The elderly, those 65 years and older are more often subjected to financial abuse, exploitation and scams. Older adults are often targeted because they are perceived to have assets that may be easily reached. The fraudsters may include trusted family members, neighbors, caretakers, or friends. Or they may appear from what seems to be legitimate financial companies. A caretaker or stranger may be able to gain a measure of trust and become involved in the person’s financial accounts and assets.

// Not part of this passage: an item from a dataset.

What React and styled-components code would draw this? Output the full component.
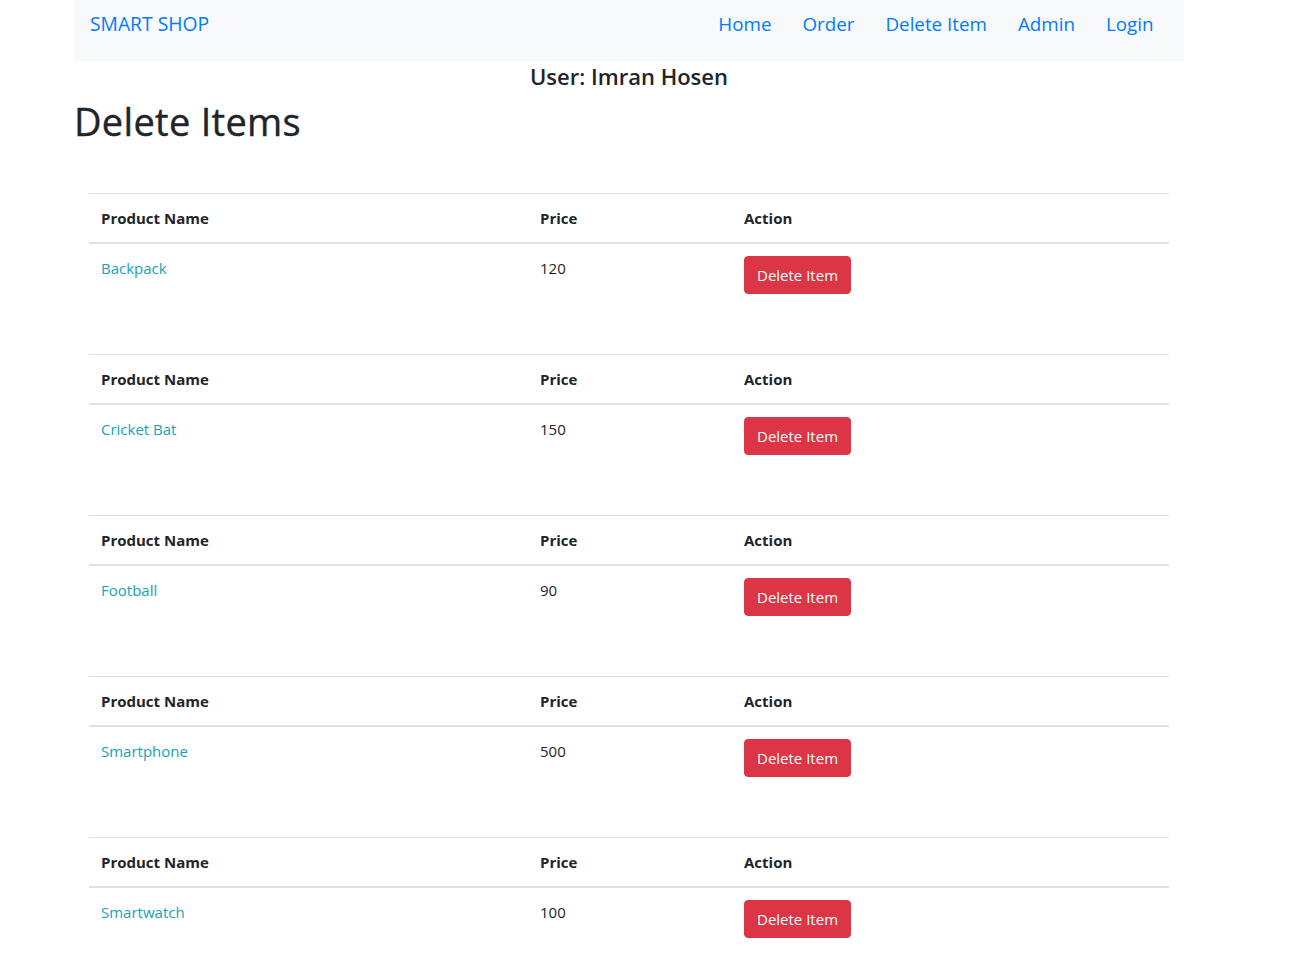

The exploitation may materialize in several ways, for example:
- They request a loan
- They request to borrow credit card or ATM card
- They request the older adult co-sign or guaranty a loan or lease
- They suggest closing CD’s and changing banks and accounts to additional signors
- They engage in financial transactions for the older adult without proper documentation
Also:
- A financial company pressures or coerces the person to refinance debt or enter into a HELOC or a reverse mortgage, with low interest rate promises and access to equity
- Investment scams, with promises of low risk and guaranteed returns
It is important to recognize the signs of financial exploitation. What is the capacity of the older adult. Is there an apparent disability? What is the nature of their assets? Is there significant equity in their residence? What sort of debts did they incur? Does there seem to be an unusual amount of recently incurred unsecured credit card debt?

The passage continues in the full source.